Mid-morning and the sun is just struggling free of clouds and/or smoke. A chicken cackles in the distance. Annual cicadas exchange raspy notes.
August 2025
August 7, 2025
Neither hot nor cold under a clouded-over sky that’s faintly blue, permitting sunshine but not shadows. The hummingbird circling my hung-out red bandanna appears to have developed a taste for my salt, tapping all over with her lightning-fast tongue.
August 6, 2025
Yesterday’s red bandanna, hung out to dry in the rafters, attracts first one, then two hummingbirds. Inevitably, they fight. The winner settles on the closest tree branch.
August 5, 2025
Thin, high clouds. The yellow smudge that is the sun rises to the tune of quarry trucks beeping backwards. I study the weeds where I saw a bear disappear ten hours earlier, just at dusk.
August 4, 2025
Clear, cold and still. I can’t stop gazing at the red oak seedling I found in the yard yesterday and immediately caged in a ring of deer fencing, its four jaunty leaves above a sea of invasive periwinkle.
August 3, 2025
Dawn. The thermometer has dropped to 50°F (10°C).

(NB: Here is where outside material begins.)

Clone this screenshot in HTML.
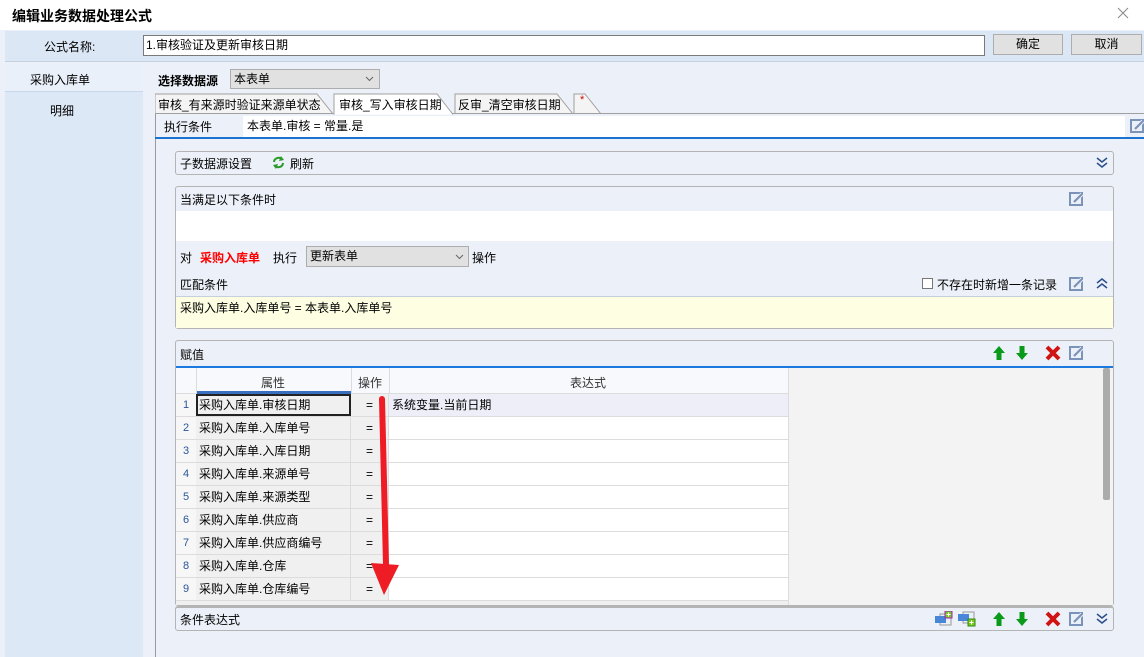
<!DOCTYPE html>
<html><head><meta charset="utf-8"><style>
*{margin:0;padding:0;box-sizing:border-box}
body{width:1144px;height:657px;position:relative;overflow:hidden;background:#ecf0f8;font-family:"Liberation Sans","Noto Sans CJK SC",sans-serif;font-size:12px;color:#000}
.a{position:absolute}
.t{white-space:nowrap}
.btn{background:#e1e1e1;border:1px solid #adadad;text-align:center;line-height:19px}
.panel{position:absolute;border:1px solid #b4b4b4;border-radius:3px;background:#ecf0f8}
.row{position:absolute;left:176px;width:612px;height:23px;border-bottom:1px solid #dcdcdc}
.row .n{position:absolute;left:0;width:20px;height:22px;line-height:22px;text-align:center;color:#2b5797;font-size:11px;background:#f7f7f7}
.row .p{position:absolute;left:20px;width:155px;height:22px;line-height:22px;padding-left:3px;background:#f0f0f0;border-right:1px solid #dcdcdc}
.row .o{position:absolute;left:175px;width:38px;height:22px;line-height:22px;text-align:center;background:#f0f0f0;border-right:1px solid #dcdcdc}
.row .e{position:absolute;left:213px;width:399px;height:22px;line-height:22px;padding-left:3px;background:#fff}
</style></head><body>
<svg width="0" height="0" style="position:absolute"><defs>
<g id="ed"><rect x="1" y="1" width="12" height="12" fill="none" stroke="#7b93b8" stroke-width="2"/><path d="M5 10 L13 2" stroke="#ecf0f8" stroke-width="4"/><path d="M5 10 L13 2" stroke="#7b93b8" stroke-width="2.2"/></g>
<g id="dn"><path d="M1 1 L6 5 L11 1 M1 6 L6 10 L11 6" fill="none" stroke="#2b4f8a" stroke-width="1.5"/></g>
<g id="upc"><path d="M1 5 L6 1 L11 5 M1 10 L6 6 L11 10" fill="none" stroke="#2b4f8a" stroke-width="1.5"/></g>
<g id="ua"><path d="M6 0 L12 7 L8.5 7 L8.5 14 L3.5 14 L3.5 7 L0 7 Z" fill="#0a9a1a"/></g>
<g id="da"><path d="M6 14 L12 7 L8.5 7 L8.5 0 L3.5 0 L3.5 7 L0 7 Z" fill="#0a9a1a"/></g>
<g id="x"><path d="M2 2 L14 14 M14 2 L2 14" stroke="#d01414" stroke-width="4"/></g>
</defs></svg>
<div class="a" style="left:0;top:0;width:1144px;height:30px;background:#fff"></div>
<div class="a t" style="left:12px;top:6px;font-size:14px;font-weight:bold">编辑业务数据处理公式</div>
<svg class="a" style="left:1117px;top:7px" width="12" height="12"><path d="M1 1 L11 11 M11 1 L1 11" stroke="#888" stroke-width="1"/></svg>
<div class="a" style="left:5px;top:31px;width:1139px;height:31px;background:#dce7f5;border-bottom:1px solid #c5d0de"></div>
<div class="a t" style="left:44px;top:38px">公式名称:</div>
<div class="a t" style="left:143px;top:35px;width:842px;height:21px;background:#fff;border:1px solid #7a7a7a;padding-left:2px;line-height:19px">1.审核验证及更新审核日期</div>
<div class="a btn" style="left:993px;top:34px;width:70px;height:21px">确定</div>
<div class="a btn" style="left:1071px;top:34px;width:71px;height:21px">取消</div>
<div class="a" style="left:5px;top:64px;width:138px;height:593px;background:#dde8f6"></div>
<div class="a" style="left:5px;top:64px;width:138px;height:28px;background:#e9f0fa;border-bottom:1px solid #c9d7ea"></div>
<div class="a t" style="left:30px;top:71px">采购入库单</div>
<div class="a t" style="left:50px;top:102px">明细</div>
<div class="a t" style="left:158px;top:72px;font-weight:bold">选择数据源</div>
<div class="a t" style="left:230px;top:69px;width:150px;height:20px;background:#e1e1e1;border:1px solid #adadad;padding-left:3px;line-height:18px">本表单</div>
<svg class="a" style="left:365px;top:76px" width="9" height="6"><path d="M1 1 L4.5 4.5 L8 1" fill="none" stroke="#666"/></svg>
<!-- tabs -->
<svg class="a" style="left:155px;top:93px" width="989" height="22">
<path d="M0 21 L0 1 L162 1 L178 21" fill="#f4f4f4" stroke="#a0a0a0"/>
<path d="M300 21 L300 1 L402 1 L418 21" fill="#f4f4f4" stroke="#a0a0a0"/>
<path d="M419 21 L419 1 L430 1 L446 21" fill="#f4f4f4" stroke="#a0a0a0"/>
<path d="M0 20.5 L989 20.5" stroke="#a0a0a0"/>
<path d="M179 21.5 L179 1 L282 1 L298 21.5" fill="#fff" stroke="#a0a0a0"/>
</svg>
<div class="a t" style="left:158px;top:96px">审核_有来源时验证来源单状态</div>
<div class="a t" style="left:339px;top:96px">审核_写入审核日期</div>
<div class="a t" style="left:458px;top:96px">反审_清空审核日期</div>
<div class="a t" style="left:580px;top:94px;color:#c00;font-size:11px">*</div>
<div class="a" style="left:155px;top:114px;width:1px;height:543px;background:#9a9a9a"></div>
<div class="a t" style="left:164px;top:118px;font-size:12px">执行条件</div>
<div class="a t" style="left:243px;top:116px;width:882px;height:21px;background:#fff;padding-left:4px;line-height:20px">本表单.审核 = 常量.是</div>
<svg class="a" style="left:1130px;top:119px" width="14" height="14"><use href="#ed"/></svg>
<div class="a" style="left:155px;top:137px;width:989px;height:2px;background:#1a73d1"></div>
<!-- panel1 -->
<div class="panel" style="left:175px;top:151px;width:939px;height:24px"></div>
<div class="a t" style="left:180px;top:155px">子数据源设置</div>
<svg class="a" style="left:272px;top:156px" width="13" height="13"><path d="M2 6 A4.5 4.5 0 0 1 10 3.5" fill="none" stroke="#2a9a2a" stroke-width="2"/><path d="M9 0 L12 4 L7 5 Z" fill="#2a9a2a"/><path d="M11 7 A4.5 4.5 0 0 1 3 9.5" fill="none" stroke="#2a9a2a" stroke-width="2"/><path d="M4 13 L1 9 L6 8 Z" fill="#2a9a2a"/></svg>
<div class="a t" style="left:290px;top:155px">刷新</div>
<svg class="a" style="left:1096px;top:157px" width="12" height="11"><use href="#dn"/></svg>
<!-- panel2 -->
<div class="panel" style="left:175px;top:186px;width:939px;height:143px"></div>
<div class="a t" style="left:180px;top:191px">当满足以下条件时</div>
<svg class="a" style="left:1069px;top:192px" width="14" height="14"><use href="#ed"/></svg>
<div class="a" style="left:176px;top:211px;width:937px;height:30px;background:#fff"></div>
<div class="a t" style="left:180px;top:249px">对</div>
<div class="a t" style="left:200px;top:249px;color:#f00;font-weight:bold">采购入库单</div>
<div class="a t" style="left:273px;top:249px">执行</div>
<div class="a t" style="left:306px;top:246px;width:163px;height:21px;background:#e1e1e1;border:1px solid #adadad;padding-left:3px;line-height:19px">更新表单</div>
<svg class="a" style="left:455px;top:254px" width="9" height="6"><path d="M1 1 L4.5 4.5 L8 1" fill="none" stroke="#666"/></svg>
<div class="a t" style="left:472px;top:249px">操作</div>
<div class="a t" style="left:180px;top:276px">匹配条件</div>
<div class="a" style="left:922px;top:278px;width:11px;height:11px;border:1px solid #777;background:#fff"></div>
<div class="a t" style="left:937px;top:276px">不存在时新增一条记录</div>
<svg class="a" style="left:1069px;top:277px" width="14" height="14"><use href="#ed"/></svg>
<svg class="a" style="left:1096px;top:278px" width="12" height="11"><use href="#upc"/></svg>
<div class="a" style="left:176px;top:296px;width:937px;height:32px;background:#fefee2;border-top:1px solid #c5d0de"></div>
<div class="a t" style="left:180px;top:299px">采购入库单.入库单号 = 本表单.入库单号</div>
<!-- panel3 -->
<div class="panel" style="left:175px;top:340px;width:939px;height:266px"></div>
<div class="a t" style="left:180px;top:346px">赋值</div>
<svg class="a" style="left:993px;top:346px" width="12" height="14"><use href="#ua"/></svg>
<svg class="a" style="left:1016px;top:346px" width="12" height="14"><use href="#da"/></svg>
<svg class="a" style="left:1045px;top:345px" width="16" height="16"><use href="#x"/></svg>
<svg class="a" style="left:1069px;top:346px" width="14" height="14"><use href="#ed"/></svg>
<div class="a" style="left:176px;top:366px;width:937px;height:2px;background:#1a7ae0"></div>
<div class="a" style="left:176px;top:368px;width:937px;height:237px;background:#f3f3f3"></div>
<div class="a" style="left:176px;top:368px;width:612px;height:26px;background:#f7f9fc;border-bottom:1px solid #dcdcdc"></div>
<div class="a" style="left:196px;top:368px;width:1px;height:26px;background:#dcdcdc"></div>
<div class="a" style="left:351px;top:368px;width:1px;height:26px;background:#dcdcdc"></div>
<div class="a" style="left:389px;top:368px;width:1px;height:26px;background:#dcdcdc"></div>
<div class="a" style="left:788px;top:368px;width:1px;height:237px;background:#dcdcdc"></div>
<div class="a t" style="left:261px;top:374px;color:#333">属性</div>
<div class="a" style="left:197px;top:391px;width:154px;height:3px;background:#3a6fc0"></div>
<div class="a t" style="left:358px;top:374px;color:#333">操作</div>
<div class="a t" style="left:570px;top:374px;color:#333">表达式</div>
<div class="a" style="left:1103px;top:368px;width:7px;height:132px;background:#ababab;border-radius:2px"></div>

<div class="row" style="top:394px"><div class="n">1</div><div class="p" style="border:2px solid #222;line-height:18px;padding-left:1px">采购入库单.审核日期</div><div class="o">=</div><div class="e" style="background:#eeeef9">系统变量.当前日期</div></div>
<div class="row" style="top:417px"><div class="n">2</div><div class="p">采购入库单.入库单号</div><div class="o">=</div><div class="e"></div></div>
<div class="row" style="top:440px"><div class="n">3</div><div class="p">采购入库单.入库日期</div><div class="o">=</div><div class="e"></div></div>
<div class="row" style="top:463px"><div class="n">4</div><div class="p">采购入库单.来源单号</div><div class="o">=</div><div class="e"></div></div>
<div class="row" style="top:486px"><div class="n">5</div><div class="p">采购入库单.来源类型</div><div class="o">=</div><div class="e"></div></div>
<div class="row" style="top:509px"><div class="n">6</div><div class="p">采购入库单.供应商</div><div class="o">=</div><div class="e"></div></div>
<div class="row" style="top:532px"><div class="n">7</div><div class="p">采购入库单.供应商编号</div><div class="o">=</div><div class="e"></div></div>
<div class="row" style="top:555px"><div class="n">8</div><div class="p">采购入库单.仓库</div><div class="o">=</div><div class="e"></div></div>
<div class="row" style="top:578px"><div class="n">9</div><div class="p">采购入库单.仓库编号</div><div class="o">=</div><div class="e"></div></div>
<div class="a" style="left:176px;top:601px;width:612px;height:4px;background:#f0f0f0"></div>
<svg class="a" style="left:368px;top:395px" width="34" height="205"><path d="M14 4 L18 170" stroke="#ee1c25" stroke-width="6" stroke-linecap="round"/><path d="M3 168 L31 170 L16 200 Z" fill="#ee1c25"/></svg>
<!-- panel4 -->
<div class="panel" style="left:175px;top:606px;width:939px;height:25px;border-top:2px solid #b4b4b4"></div>
<div class="a t" style="left:180px;top:611px">条件表达式</div>
<svg class="a" style="left:935px;top:611px" width="18" height="16"><rect x="5" y="3" width="11" height="11" fill="none" stroke="#999"/><rect x="0" y="5" width="11" height="7" fill="#4a86d8"/><rect x="10" y="0" width="7" height="7" fill="#7cc820" stroke="#a020c0"/><path d="M13.5 1.5 V5.5 M11.5 3.5 H15.5" stroke="#fff"/></svg>
<svg class="a" style="left:958px;top:611px" width="18" height="16"><rect x="5" y="1" width="11" height="11" fill="none" stroke="#999"/><rect x="0" y="3" width="11" height="7" fill="#4a86d8"/><rect x="10" y="8" width="7" height="7" fill="#7cc820" stroke="#2a8a10"/><path d="M13.5 9.5 V13.5 M11.5 11.5 H15.5" stroke="#fff"/></svg>
<svg class="a" style="left:993px;top:612px" width="12" height="14"><use href="#ua"/></svg>
<svg class="a" style="left:1016px;top:612px" width="12" height="14"><use href="#da"/></svg>
<svg class="a" style="left:1045px;top:611px" width="16" height="16"><use href="#x"/></svg>
<svg class="a" style="left:1069px;top:612px" width="14" height="14"><use href="#ed"/></svg>
<svg class="a" style="left:1096px;top:613px" width="12" height="11"><use href="#dn"/></svg>
</body></html>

Something small and dark disappears into the tall weeds beside the driveway, setting off first one, then the other Carolina wren. It never reemerges. The sun comes up.
August 2, 2025
Sunny and cold. The woods are quiet. A red-eyed vireo sings in the middle of the yard. A gray squirrel’s hawk alarm goes off.
August 1, 2025
Overcast and cool. At the edge of the cattail marsh, among the smartweed and tearthumb, I spot a lone stalk of purple loosestrife rocking gently in the breeze.